I think from I think video record call recording, definitely there is some geographical nuance on what people um, if people want calls recorded or not. So, like for example, the US, it's pretty common, like common that every call is going to be recorded when you're on there. There's definitely some geographies in Europe that are um is more limited in terms of that. But I think some of this is just down to um bringing kind of the education up in terms of what the benefits are for being able to do this, the fact that you get really accurate call, uh call notes back, um, it makes me faster. I think it's just gonna be a small of a lag that's coming through than anything else. So I think we'll start to see less and less resistance as the benefits really start to be more understood. Um, but yeah, we do still see some opposition um inside there. Um, in terms of examples of different agents that we're using for different processes, um, like risk agents, um, super common. I mentioned these earlier. Like, how do I identify risk systematically across um a whole org where two people could interpret risk slightly differently on the same email content? So, like, how do we do that at scale where we can make sure we're reacting to the right things? And also, especially in CS, we're removing the fear of someone putting their hand up to say, hey, I'm I'm scared of raising this risk, it kind of takes that off the table. Um, the other one in here is like missed expansion opportunities. Where have we got expansion opportunities inside our book of business that we just haven't identified? Maybe all the signals weren't quite there for a human to pick up. But actually, when we look at this across the customer base and we look at trends and we've got this historical data, we're able to actually go and find some of those nuggets in the account base that just weren't quite clear to us.
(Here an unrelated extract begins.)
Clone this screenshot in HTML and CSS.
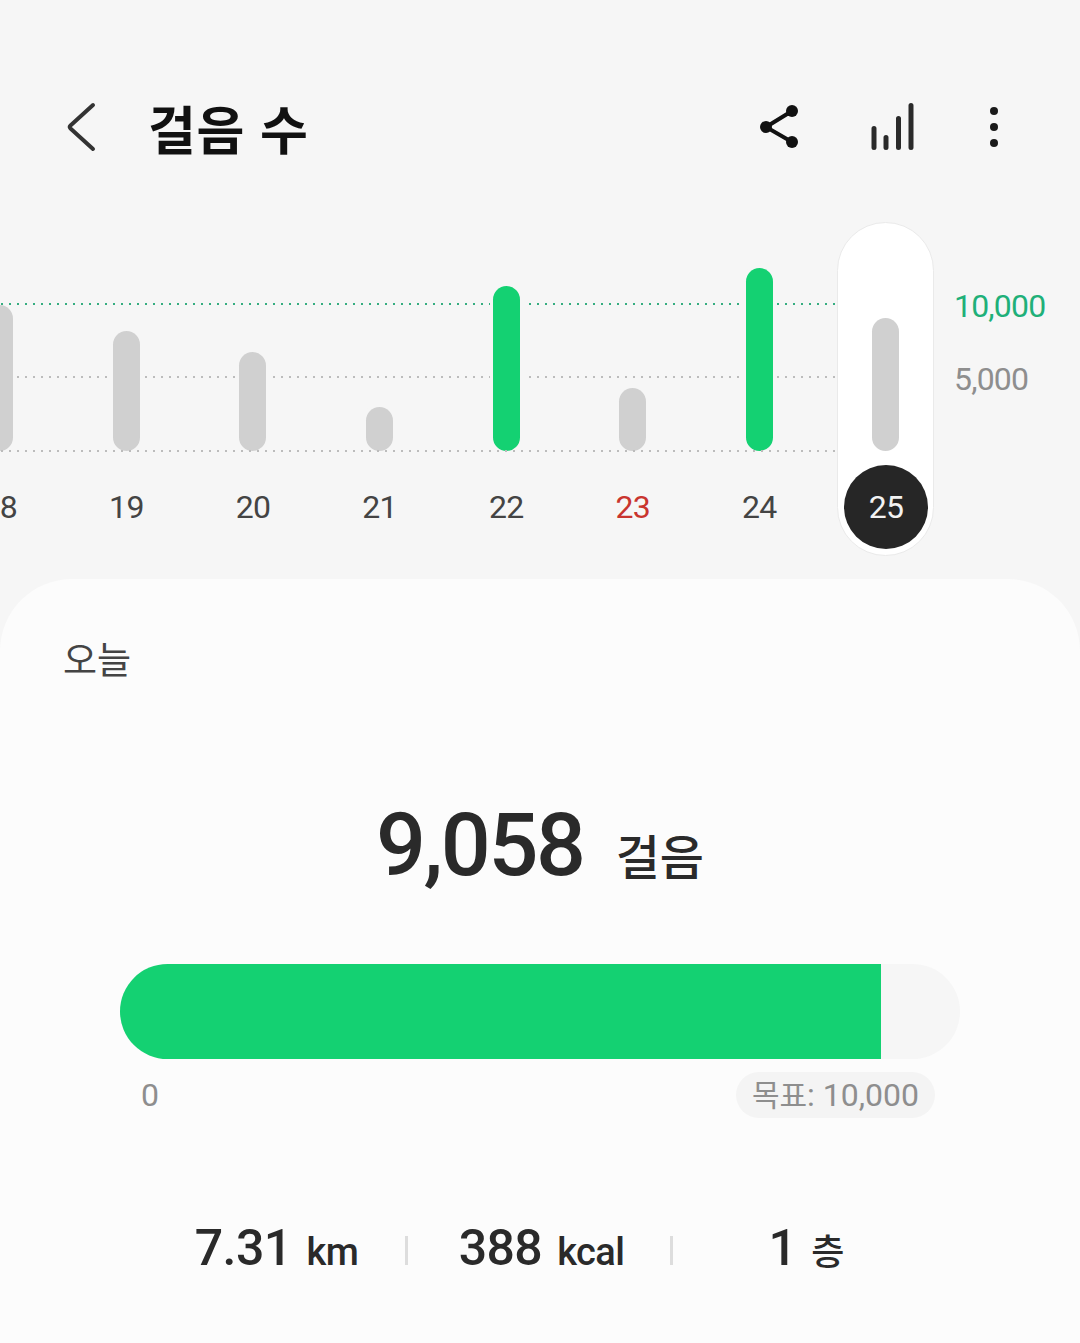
FILE: index.html
```html
<!DOCTYPE html>
<html lang="ko">
<head>
<meta charset="utf-8">
<title>걸음 수</title>
<link rel="stylesheet" href="styles.css">
</head>
<body>
<div class="screen">
  <header class="header">
    <svg class="icon icon-back" viewBox="0 0 44 60"><path d="M33 8 L10.500 28.500 Q9 30 10.500 31.500 L33 52" /></svg>
    <h1 class="title">걸음 수</h1>
    <svg class="icon icon-share" viewBox="0 0 60 60"><path d="M42 14 L16 30 L42 45" /><circle cx="42" cy="14" r="6" /><circle cx="16" cy="30" r="6" /><circle cx="42" cy="45" r="6" /></svg>
    <svg class="icon icon-bars" viewBox="0 0 60 60"><path d="M12 31.500 V50.500 M24 40.500 V50.500 M36.500 21.500 V50.500 M49 8.500 V50.500" /></svg>
    <svg class="icon icon-more" viewBox="0 0 60 60"><circle cx="30" cy="14" r="4" /><circle cx="30" cy="30" r="4" /><circle cx="30" cy="46" r="4" /></svg>
  </header>

  <section class="chart">
    <div class="grid-line grid-goal"></div>
    <div class="grid-line grid-mid"></div>
    <div class="selected-pill"></div>
    <div class="days">
      <div class="day"><div class="plot"><div class="bar" style="height:146px"></div></div><div class="day-label">18</div></div>
      <div class="day"><div class="plot"><div class="bar halo" style="height:120px"></div></div><div class="day-label">19</div></div>
      <div class="day"><div class="plot"><div class="bar halo" style="height:99px"></div></div><div class="day-label">20</div></div>
      <div class="day"><div class="plot"><div class="bar halo" style="height:44px"></div></div><div class="day-label">21</div></div>
      <div class="day"><div class="plot"><div class="bar halo goal" style="height:165px"></div></div><div class="day-label">22</div></div>
      <div class="day"><div class="plot"><div class="bar halo" style="height:63px"></div></div><div class="day-label holiday">23</div></div>
      <div class="day"><div class="plot"><div class="bar halo goal" style="height:183px"></div></div><div class="day-label">24</div></div>
      <div class="day"><div class="plot"><div class="bar" style="height:133px"></div></div><div class="day-label"><span class="today-badge">25</span></div></div>
    </div>
    <div class="grid-line grid-base"></div>
    <div class="axis-label axis-goal">10,000</div>
    <div class="axis-label axis-mid">5,000</div>
  </section>

  <main class="card">
    <div class="card-date">오늘</div>
    <div class="total">
      <span class="total-value">9,058</span>
      <span class="total-unit">걸음</span>
    </div>
    <div class="progress">
      <div class="progress-fill" style="width:761px"></div>
    </div>
    <div class="progress-scale">
      <span class="scale-zero">0</span>
      <span class="scale-goal"><span class="scale-goal-ko">목표</span>: 10,000</span>
    </div>
    <div class="stats">
      <div class="stat"><span class="stat-value">7.31</span><span class="stat-unit">km</span></div>
      <div class="stat"><span class="stat-value">388</span><span class="stat-unit">kcal</span></div>
      <div class="stat"><span class="stat-value">1</span><span class="stat-unit stat-unit-ko">층</span></div>
    </div>
  </main>
</div>
</body>
</html>
```
FILE: styles.css
```css
* { box-sizing: border-box; }

html, body {
  margin: 0;
  padding: 0;
  background: #f6f6f6;
}

body {
  font-family: Roboto, "Noto Sans CJK KR", sans-serif;
}

.screen {
  width: 1080px;
  height: 1343px;
  overflow: hidden;
  display: flex;
  flex-direction: column;
  padding-top: 80px;
}

/* Header */
.header {
  height: 94px;
  flex: none;
  display: flex;
  align-items: center;
  padding: 0 56px 0 60px;
}

.icon {
  width: 60px;
  height: 60px;
  flex: none;
}

.icon-back {
  width: 44px;
  fill: none;
  stroke: #333;
  stroke-width: 4;
  stroke-linecap: round;
  stroke-linejoin: round;
}

.title {
  margin: 0 0 0 44px;
  font-family: "Noto Sans CJK KR", sans-serif;
  font-size: 52px;
  font-weight: 700;
  letter-spacing: 0.6px;
  line-height: 60px;
  color: #111;
  position: relative;
  top: 1px;
}

.icon-share {
  margin-left: auto;
  fill: #111;
  stroke: #111;
  stroke-width: 4;
}

.icon-share path { fill: none; }
.icon-share circle { stroke: none; }

.icon-bars {
  margin-left: 52px;
  fill: none;
  stroke: #2a2a2a;
  stroke-width: 5;
  stroke-linecap: round;
}

.icon-more {
  margin-left: 42px;
  fill: #1a1a1a;
}

/* Chart */
.chart {
  position: relative;
  height: 405px;
  flex: none;
}

.grid-line {
  position: absolute;
  left: 0;
  width: 837px;
  height: 2px;
  background-size: 8px 2px;
  background-repeat: repeat-x;
}

.grid-goal {
  top: 129px;
  background-image: radial-gradient(circle at 2px 1px, #35ad80 1px, transparent 1.4px);
}

.grid-mid {
  top: 202px;
  background-image: radial-gradient(circle at 2px 1px, #bcbcbc 1px, transparent 1.4px);
}

.grid-base {
  top: 276px;
  background-image: radial-gradient(circle at 2px 1px, #bcbcbc 1px, transparent 1.4px);
}

.selected-pill {
  position: absolute;
  left: 837px;
  top: 48px;
  width: 97px;
  height: 334px;
  background: #fff;
  border: 1px solid #eaeaea;
  border-radius: 49px;
}

.days {
  position: relative;
  display: flex;
  margin-left: -63.5px;
}

.day {
  width: 126.6px;
  flex: none;
  display: flex;
  flex-direction: column;
  align-items: center;
}

.plot {
  height: 277px;
  display: flex;
  align-items: flex-end;
}

.bar {
  width: 27px;
  border-radius: 13.5px;
  background: #d0d0d0;
}

.bar.halo {
  box-shadow: 0 0 0 3px #f6f6f6;
}

.bar.goal {
  background: #14d172;
}

.day-label {
  height: 112px;
  display: flex;
  align-items: center;
  justify-content: center;
  font-size: 32px;
  letter-spacing: -0.7px;
  color: #444;
}

.day-label.holiday {
  color: #c9352f;
}

.today-badge {
  width: 84px;
  height: 84px;
  border-radius: 50%;
  background: #262626;
  color: #f2f2f2;
  display: flex;
  align-items: center;
  justify-content: center;
}

.axis-label {
  position: absolute;
  left: 954px;
  font-size: 32px;
  letter-spacing: -0.8px;
  line-height: 36px;
}

.axis-goal {
  top: 114px;
  color: #1fb079;
}

.axis-mid {
  top: 187px;
  color: #8e8e8e;
}

/* Card */
.card {
  flex: 1;
  background: #fcfcfc;
  border-radius: 72px 72px 0 0;
  padding: 54px 120px 0;
  display: flex;
  flex-direction: column;
}

.card-date {
  margin-left: -57px;
  font-family: "Noto Sans CJK KR", sans-serif;
  font-size: 37px;
  line-height: 50px;
  color: #444;
}

.total {
  margin-top: 112px;
  height: 100px;
  display: flex;
  align-items: baseline;
  justify-content: center;
  gap: 32px;
  color: #2a2a2a;
}

.total-value {
  font-size: 88px;
  font-weight: 500;
  letter-spacing: -2.4px;
  line-height: 100px;
}

.total-unit {
  font-family: "Noto Sans CJK KR", sans-serif;
  font-size: 48px;
  font-weight: 500;
}

.progress {
  margin-top: 69px;
  height: 95px;
  flex: none;
  background: #f6f6f6;
  border-radius: 48px;
  overflow: hidden;
}

.progress-fill {
  height: 100%;
  background: #14d172;
}

.progress-scale {
  margin-top: 13px;
  height: 46px;
  display: flex;
  align-items: center;
  justify-content: space-between;
  padding: 0 25px 0 21px;
  font-size: 32px;
  color: #8e8e8e;
}

.scale-goal {
  height: 46px;
  line-height: 43px;
  padding: 0 16px;
  border-radius: 23px;
  background: #f4f4f4;
}

.scale-goal-ko {
  font-family: "Noto Sans CJK KR", sans-serif;
  font-size: 30px;
}

.stats {
  margin: 100px 0 0 22px;
  display: flex;
}

.stat {
  width: 265px;
  height: 60px;
  flex: none;
  position: relative;
  display: flex;
  align-items: baseline;
  justify-content: center;
  gap: 15px;
  padding-left: 4px;
  color: #2a2a2a;
}

.stat + .stat::before {
  content: "";
  position: absolute;
  left: -2px;
  top: 18px;
  width: 3px;
  height: 29px;
  background: #dddddd;
}

.stat-value {
  font-size: 50px;
  font-weight: 500;
  letter-spacing: -0.6px;
  line-height: 60px;
}

.stat-unit {
  font-size: 38px;
  font-weight: 500;
  letter-spacing: -0.6px;
}

.stat-unit-ko {
  font-family: "Noto Sans CJK KR", sans-serif;
  font-size: 36px;
  letter-spacing: 0;
}
```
We've kind of having AI sift through that gold for us and allowing it to present it. So they're the two most common that I'm seeing in it in my CS world.

SPEAKER_01:

There's a very interesting question from Anastasia. What are your experiences with reducing the complexity of existing processes in order to be able to actually make use of AI? I'm really interested in this one as well.

SPEAKER_00:

Yeah, I think um, in terms of working out existing processes, it's understanding like, are they complex? Are they complex by design? Like is it's just is it poor design on some of these? Is it actually like more complex because the data doesn't exist to help us? It's kind of a huge manual lift on there. So I think it's understanding kind of like breaking down those steps, understanding where those users are going to. I mean, Georgia, so if you want to talk through some of like the chair side stuff she worked with to actually identify um what clients are how clo how you adapt this in in Gainsight right now.

SPEAKER_02:

Yeah, I mean, I think you can spend from operations to internal strategy to then, yeah, on my day-to-day, what I also do with my customers is chair sites reviews. And it's like, you know, it used to be very manual, very repetitive, uh, one-to-one, you know, interviews with fellow CSM on my customer side to then group insights also across instances reviews. So, what are the data telling me? What's the field feedback telling me? What's my work with my stakeholders telling me? Bring it all together. Um, AI has been a massive change of work, like how I do this at the moment. Uh, it's not just faster, but it's way more accurate. It allows me to then space up and just really think about what is going on, how can I challenge my customer more?

SPEAKER_01:

Great one. I do think we have time for one more question.

SPEAKER_00:

I was Laura's put one in around like AI governance committee and AI security, right? That's that's something we see a lot. And I think the question for everyone is uh, do we think that AI governance committee is necessary within an organization? I think yes, AI governance is definitely important. I think both from a data how making sure we we're really clear on how we're handling data and what we're doing with that and kind of what it's being used for. Um and but it's also there to help us grow. It's not a blocker, it's about making sure that as an organization, um, they're giving us the green light to apply AI where needed, but they're also in charge of setting those guardrails, right? So it's not a no on AI, it's about making sure we're doing it within the right constraints um for the different geographies and types of data processing there. So super important, but not not usually a blocker. They actually, whenever I've worked with AI governance committees, they're all in support to try and to say, to try and say yes.

SPEAKER_01:

Thank you very much for all the questions. Thank you very much for the incredible discussions, Liam and Georgia, for enlightening us, inspiring us, and educating us and giving us confidence about our jobs, but also providing very practical steps of what we should do. And for me, one of the best takeaways is no matter what is our job currently, are we CSMs, individual contributors, or are we in leadership positions, we can paint this picture of what great data, investing in data with addition of AI and AI agents can do for our customers, for the journey, for the overall business. So I feel empowered to present something like that to the C-suite, and I hope that everybody else can continue in their learning of AI agents so that we can all just become so much more familiar with it. Thank you very much, everybody, and have a great rest of your day.